Latte Art Basics
What Is Latte Art?
Latte art is the practice of creating visual patterns on the surface of espresso drinks by pouring steamed milk in a controlled way. Beyond aesthetics, latte art serves as a quality indicator — you can only create clean patterns with properly extracted espresso and well-textured milk.
Prerequisites
- Good espresso with a thick, stable crema
- Properly textured microfoam — glossy, no bubbles, pours like paint
- The right pitcher — a sharp spout helps precision
- Practice — expect weeks before your first recognizable pattern
The Three Foundation Patterns
The Heart
The simplest and first pattern most people learn:
- Pour from height to mix milk and espresso (base layer)

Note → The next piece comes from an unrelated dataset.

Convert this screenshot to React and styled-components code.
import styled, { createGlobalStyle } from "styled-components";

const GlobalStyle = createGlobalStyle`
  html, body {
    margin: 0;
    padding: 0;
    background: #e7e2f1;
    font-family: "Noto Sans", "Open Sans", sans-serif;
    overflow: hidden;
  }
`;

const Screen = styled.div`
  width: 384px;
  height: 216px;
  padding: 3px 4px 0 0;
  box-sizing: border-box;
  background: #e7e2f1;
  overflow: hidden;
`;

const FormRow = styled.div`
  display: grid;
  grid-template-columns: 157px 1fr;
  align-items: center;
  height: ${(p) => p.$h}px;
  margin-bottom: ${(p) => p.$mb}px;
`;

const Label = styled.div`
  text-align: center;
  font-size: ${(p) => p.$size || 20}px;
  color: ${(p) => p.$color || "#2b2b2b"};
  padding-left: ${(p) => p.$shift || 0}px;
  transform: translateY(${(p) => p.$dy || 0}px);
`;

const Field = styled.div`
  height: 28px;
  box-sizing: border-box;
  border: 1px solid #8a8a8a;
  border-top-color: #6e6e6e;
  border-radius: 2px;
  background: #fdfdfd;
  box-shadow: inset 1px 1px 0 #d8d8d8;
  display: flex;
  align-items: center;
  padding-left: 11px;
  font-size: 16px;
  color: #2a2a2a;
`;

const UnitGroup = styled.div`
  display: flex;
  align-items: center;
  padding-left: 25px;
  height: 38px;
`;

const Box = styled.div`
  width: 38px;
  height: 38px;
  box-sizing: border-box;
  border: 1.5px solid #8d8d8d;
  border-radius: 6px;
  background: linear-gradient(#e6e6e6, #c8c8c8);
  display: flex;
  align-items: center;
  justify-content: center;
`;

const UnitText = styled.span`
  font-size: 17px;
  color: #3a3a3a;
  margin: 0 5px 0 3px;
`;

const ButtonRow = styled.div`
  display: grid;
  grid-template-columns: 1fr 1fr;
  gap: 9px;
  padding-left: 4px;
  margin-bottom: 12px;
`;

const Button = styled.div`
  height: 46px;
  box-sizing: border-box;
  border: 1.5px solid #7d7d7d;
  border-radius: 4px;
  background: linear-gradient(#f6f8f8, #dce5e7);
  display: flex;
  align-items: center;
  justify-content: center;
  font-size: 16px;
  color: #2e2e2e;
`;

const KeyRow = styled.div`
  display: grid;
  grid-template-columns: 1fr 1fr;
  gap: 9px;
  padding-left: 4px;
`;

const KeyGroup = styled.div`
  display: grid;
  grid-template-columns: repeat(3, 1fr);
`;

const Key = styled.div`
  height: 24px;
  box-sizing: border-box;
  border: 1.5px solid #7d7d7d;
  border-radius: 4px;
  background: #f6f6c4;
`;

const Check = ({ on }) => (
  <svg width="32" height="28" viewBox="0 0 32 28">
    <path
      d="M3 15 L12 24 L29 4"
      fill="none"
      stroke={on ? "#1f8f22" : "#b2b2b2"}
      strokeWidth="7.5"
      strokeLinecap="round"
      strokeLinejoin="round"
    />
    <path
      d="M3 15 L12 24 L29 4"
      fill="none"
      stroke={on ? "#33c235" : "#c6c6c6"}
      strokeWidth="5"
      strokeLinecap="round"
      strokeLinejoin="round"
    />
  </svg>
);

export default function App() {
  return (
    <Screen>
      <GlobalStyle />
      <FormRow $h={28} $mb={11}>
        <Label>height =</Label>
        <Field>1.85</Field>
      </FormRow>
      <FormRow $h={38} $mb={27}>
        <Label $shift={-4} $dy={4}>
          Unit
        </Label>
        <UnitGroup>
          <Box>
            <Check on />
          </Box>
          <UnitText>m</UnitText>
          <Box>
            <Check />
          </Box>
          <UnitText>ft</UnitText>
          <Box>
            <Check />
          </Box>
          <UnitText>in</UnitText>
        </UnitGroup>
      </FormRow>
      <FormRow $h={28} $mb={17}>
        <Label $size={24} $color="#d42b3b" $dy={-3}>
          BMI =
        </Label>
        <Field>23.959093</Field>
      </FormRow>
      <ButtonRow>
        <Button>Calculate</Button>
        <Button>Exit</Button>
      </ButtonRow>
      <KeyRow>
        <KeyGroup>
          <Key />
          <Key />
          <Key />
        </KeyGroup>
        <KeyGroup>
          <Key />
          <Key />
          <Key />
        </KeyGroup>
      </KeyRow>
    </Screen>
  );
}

- Bring pitcher close to the surface, pour steadily in one spot
- A white circle forms as foam pushes forward
- Pull through the center to create the point of the heart
The Tulip
A stacked pattern of hearts:
- Pour a heart shape, then briefly lift the pitcher
- Move back slightly and pour another layer, pushing the first forward
- Repeat 2-5 times, then pull through to create the stem
The Rosetta
The classic fern-leaf pattern:
- Start pouring at the back of the cup
- Wiggle the pitcher side to side while slowly moving toward the front
- The wiggling creates the leaf layers
- Pull through to create the stem
Common Mistakes
- Milk too foamy — stiff foam does not pour patterns
- Pouring too high — milk sinks instead of sitting on the surface
- Moving too fast — patterns need slow, steady movements
- Espresso too old — weak crema cannot support art
At Röstschmiede, our baristas practice daily. Latte art is not just decoration — it is a sign that every element of the drink, from bean to cup, has been prepared with care.